Even if producer prices maintain their current value, the industry is forecast to be making a loss by the final quarter of 2010, Park said.

 

All European pig industries faced the same challenge from rising feed costs and profitability would rely on pig price movements in individual countries over the near future, he added.

 

NFU Scotland called on buyers of pig and poultry products to improve the prices paid to farmers and "wake up to the damage they are doing to the sectors by not reacting to the sudden surge in costs."

 

Philip Sleigh who represents the pig and poultry sectors on the NFUS Board, said the rise in feed costs had been so rapid that many producers had not been able to protect themselves by forward buying feed requirements.

 

Sleigh warned that failure to pass on price rises could force more producers out of business, something which the Scottish pig sector in particular could not afford, as it had already shrunk significantly over recent years.

 

After a period of negative margins, the cost of production for pigs has improved considerably last year due to reduced feed costs and better physical performance.
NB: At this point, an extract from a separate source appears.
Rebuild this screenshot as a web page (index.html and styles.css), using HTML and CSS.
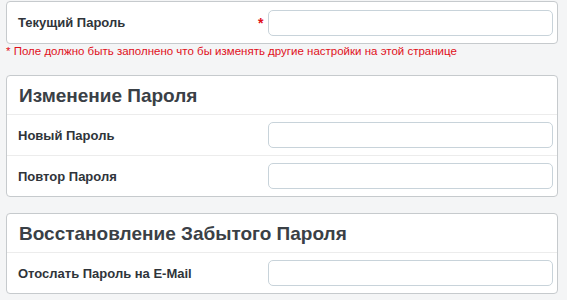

According to BPEX, the 2009 average was GBP1.279/kg (US$1.972/kg), 7% lower than the previous year.

 

Feed accounted for 52% of production costs last year, down from 56% in 2008. However, by July 2010 the situation had reversed and feed accounted for 57% of total pig production costs.

 

Production costs actually fell slightly between June and July this year, although this was outweighed by a fall in DAPP. August production costs are estimated to climb to over GBP1.41/kg (US$2.174/kg), rapidly closing the margin between the average price.